単にレイアウト状コンパクトにした結果でハの字配列になっただけなのでしょうか?
昨年レッドブルRB16Bのフロントサスペンション(プッシュロッド式)でも左右トーションバーは平行では無かったでしたね?
フロントだとノーズ先端部分を細くする(ナローノーズ)ために絞り込む必要が有ってハの字になったのか?と思いました。
トーションバーは長い、それを水平に置くのが基本です。
フロントは左右リンク機構が後端に無い事が多いので角度が付いて離れても良い。
リアでそれをやるとスペース確保は出来ても後端のリンクが失われると思うのですが・・・画像が少ないのでこれ以上はわかりません。
そうですね。
F1は、技術の最高峰ですからね。
そこが魅力です。
技術の極みには、際限なしですね。
それがまた良い。
それをわかりやすく解説していただける。
本当にいいブログを見つけたものだと思います。
いつも、有り難う御座います。
F1に初めてトーションバースプリング(捻り棒)が使われた時(1989年フェラーリF640?)は無垢のシャフト材だったと思いますが、
現在では軽量化のために中空シャフトが一般的でしょうね?
昨年(2021年)メルセデスW12がフロントサスペンションに使っていた左右ロッカーの回転軸からトーションバースプリングを抜いたとか言われている噂の「ゼロ・トーションバー」の現在は?

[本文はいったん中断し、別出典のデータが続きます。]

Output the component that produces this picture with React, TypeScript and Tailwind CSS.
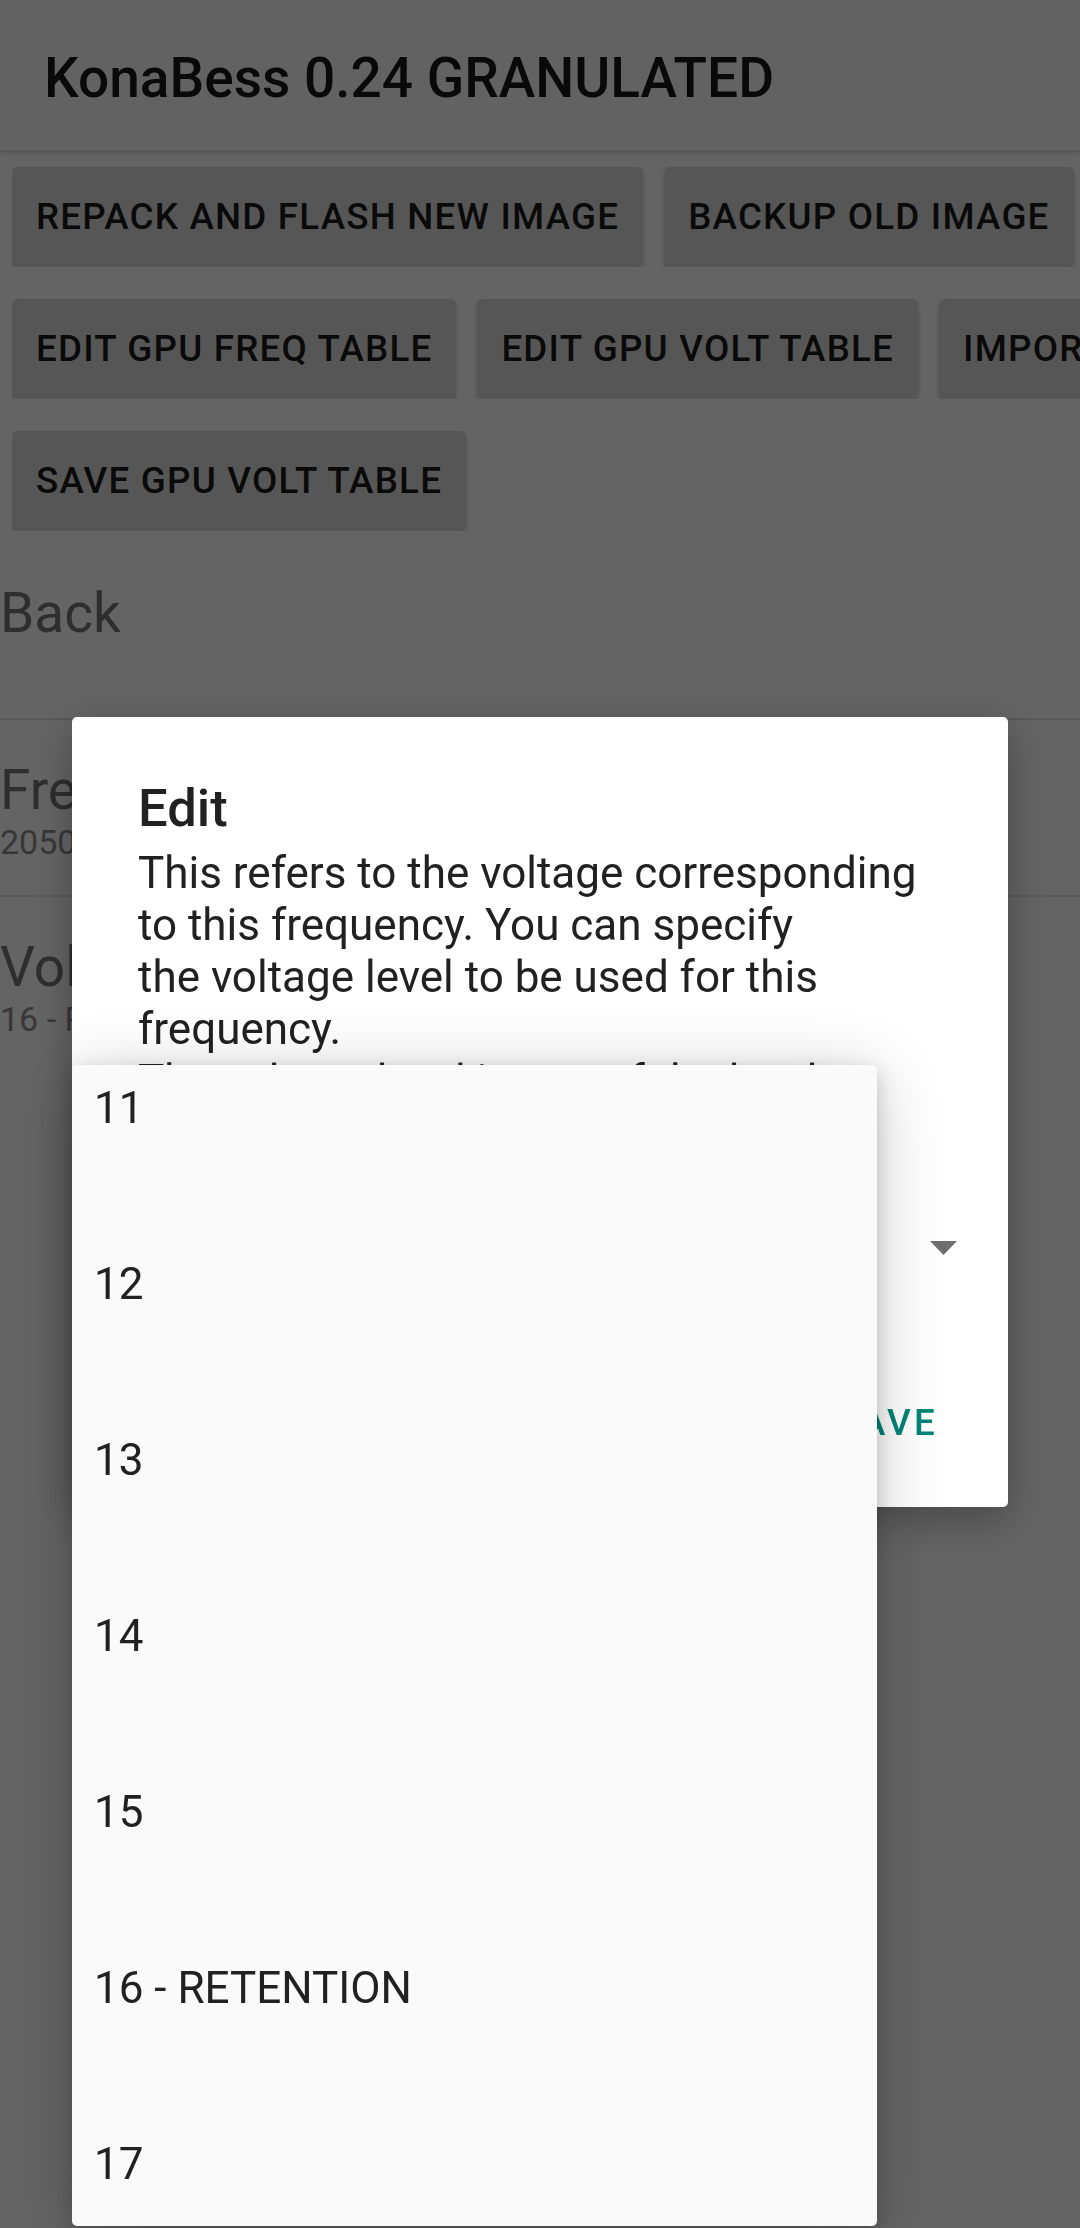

メルセデスが燃料タンクを左右に膨らませて横方向に張り出させてる事からもホイールベース3600mm以内に収めたい意図が伺えますね?
それと燃料タンク横側面を凹ませてまでラジエーター熱交換器を左右に張り出せないようにする(ゼロポッド追及のために?)
エキゾーストパイプの取り回しですが、
タービンへの接続を見ると以前にモタスポGP管理者様が指摘されていた2気筒分ずつをタービンに導く3スクロールを採用しているのか?と思わせる(2スクロールは確実だと思いますが)

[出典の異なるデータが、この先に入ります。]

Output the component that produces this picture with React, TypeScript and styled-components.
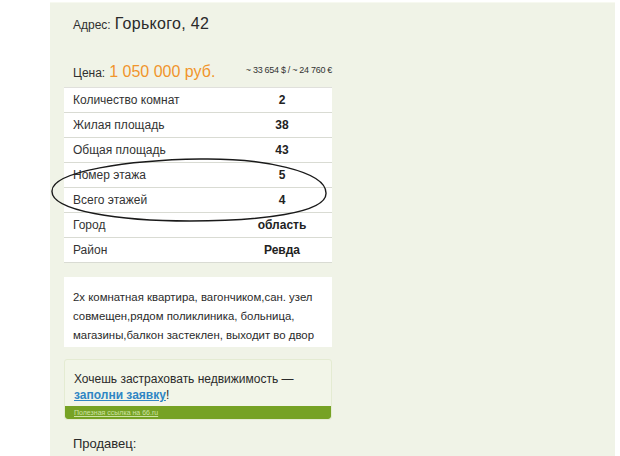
import React from "react";
import styled, { createGlobalStyle } from "styled-components";

const Global = createGlobalStyle`
  html, body { margin: 0; padding: 0; background: #ffffff; }
  body { font-family: "Liberation Sans", Arial, sans-serif; color: #2b2b2b; }
`;

const Page = styled.div`
  width: 620px;
  height: 456px;
  overflow: hidden;
  padding: 2px 5px 0 50px;
  box-sizing: border-box;
`;

const Panel = styled.div`
  position: relative;
  background: #f0f3e7;
  border-top: 1px solid #f7f9f0;
  min-height: 480px;
  padding: 0 283px 0 14px;
`;

const AddressLine = styled.div`
  display: flex;
  align-items: baseline;
  gap: 4px;
  height: 40px;
  padding-top: 12px;
  box-sizing: border-box;
  padding-left: 9px;
`;

const SmallLabel = styled.span`
  font-size: 12px;
  color: #2f2f2f;
`;

const AddressValue = styled.span`
  font-size: 16px;
  letter-spacing: 0.3px;
  color: #2a2a2a;
`;

const PriceLine = styled.div`
  display: flex;
  align-items: baseline;
  height: 44px;
  padding: 20px 0 0 9px;
  box-sizing: border-box;
`;

const PriceValue = styled.span<{ $color: string }>`
  font-size: 16px;
  color: ${(p) => p.$color};
  margin-left: 4px;
`;

const Conversion = styled.span`
  margin-left: auto;
  font-size: 9px;
  letter-spacing: -0.3px;
  color: #333;
  position: relative;
  top: -4px;
`;

const Table = styled.div`
  display: flex;
  flex-direction: column;
  border-top: 1px solid #e0e0dc;
`;

const Row = styled.div`
  display: grid;
  grid-template-columns: 1fr 100px;
  align-items: center;
  height: 24px;
  background: #ffffff;
  border-bottom: 1px solid #d9dbd3;
  font-size: 12px;
`;

const Label = styled.span`
  padding-left: 9px;
  color: #333;
`;

const Value = styled.span`
  text-align: center;
  font-weight: bold;
  color: #222;
`;

const Description = styled.div`
  margin-top: 14px;
  background: #ffffff;
  padding: 11px 0 2px 9px;
  font-size: 11.4px;
  line-height: 19px;
  white-space: nowrap;
  color: #2a2a2a;
`;

const Promo = styled.div`
  margin-top: 12px;
  border: 1px solid #e4ebd2;
  border-radius: 3px;
  background: #f2f5e8;
  overflow: hidden;
`;

const PromoText = styled.div`
  padding: 11px 9px 3px;
  font-size: 12px;
  line-height: 16px;
  color: #2a2a2a;
`;

const PromoLink = styled.a`
  color: #2f86c4;
  font-weight: bold;
  text-decoration: underline;
`;

const PromoBar = styled.div`
  background: #76a224;
  height: 13px;
  display: flex;
  align-items: center;
  padding-left: 9px;
  border-radius: 0 0 3px 3px;
`;

const BarLink = styled.span`
  font-size: 7px;
  color: #cfe3a6;
  text-decoration: underline;
`;

const Seller = styled.div`
  margin-top: 16px;
  padding-left: 9px;
  font-size: 13px;
  color: #2a2a2a;
`;

const Ellipse = styled.svg`
  position: absolute;
  left: 0;
  top: 150px;
  pointer-events: none;
`;

const rows: [string, string][] = [
  ["Количество комнат", "2"],
  ["Жилая площадь", "38"],
  ["Общая площадь", "43"],
  ["Номер этажа", "5"],
  ["Всего этажей", "4"],
  ["Город", "область"],
  ["Район", "Ревда"],
];

export default function App() {
  return (
    <>
      <Global />
      <Page>
        <Panel>
          <AddressLine>
            <SmallLabel>Адрес:</SmallLabel>
            <AddressValue>Горького, 42</AddressValue>
          </AddressLine>
          <PriceLine>
            <SmallLabel>Цена:</SmallLabel>
            <PriceValue $color="#f0952c">1 050 000 руб.</PriceValue>
            <Conversion>~ 33 654 $ / ~ 24 760 €</Conversion>
          </PriceLine>
          <Table>
            {rows.map(([l, v]) => (
              <Row key={l}>
                <Label>{l}</Label>
                <Value>{v}</Value>
              </Row>
            ))}
          </Table>
          <Description>
            2х комнатная квартира, вагончиком,сан. узел<br />
            совмещен,рядом поликлиника, больница,<br />
            магазины,балкон застеклен, выходит во двор
          </Description>
          <Promo>
            <PromoText>
              Хочешь застраховать недвижимость —<br />
              <PromoLink>заполни заявку</PromoLink>!
            </PromoText>
            <PromoBar>
              <BarLink>Полезная ссылка на 66.ru</BarLink>
            </PromoBar>
          </Promo>
          <Seller>Продавец:</Seller>
          <Ellipse width="290" height="75" viewBox="0 0 290 75">
            <path
              d="M 150 6 C 212 5, 276 18, 276 40 C 277 60, 210 68, 140 68 C 70 68, 1 58, 2 38 C 2 18, 80 7, 150 6 Z"
              fill="none"
              stroke="#1a1a1a"
              strokeWidth="1.4"
            />
          </Ellipse>
        </Panel>
      </Page>
    </>
  );
}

メルセデスのセンタークーリングは、レッドブルほど大きな熱交換器をプレナムチャンバーの真上に置くようなレイアウトは採用していませんですね(重心が高くなるのを避けたい)
本当メルセデスは、他チームマシンとは一線を画していますね?
各パーツを上手くおさめる為には、ゼロポッドが無理筋だったのが判りますね。
ゼロポッド前提で、他のパーツを無理な配置にした為に、アップデートで全体のバランスを調整するのも難しくなった。
そんな印象を受けます。
その点、レッドブルのマシンは最初から全体のバランスを考えて作られていた。
基本がしっかりしているマシンは速い。をそのまま体現したって事ですね。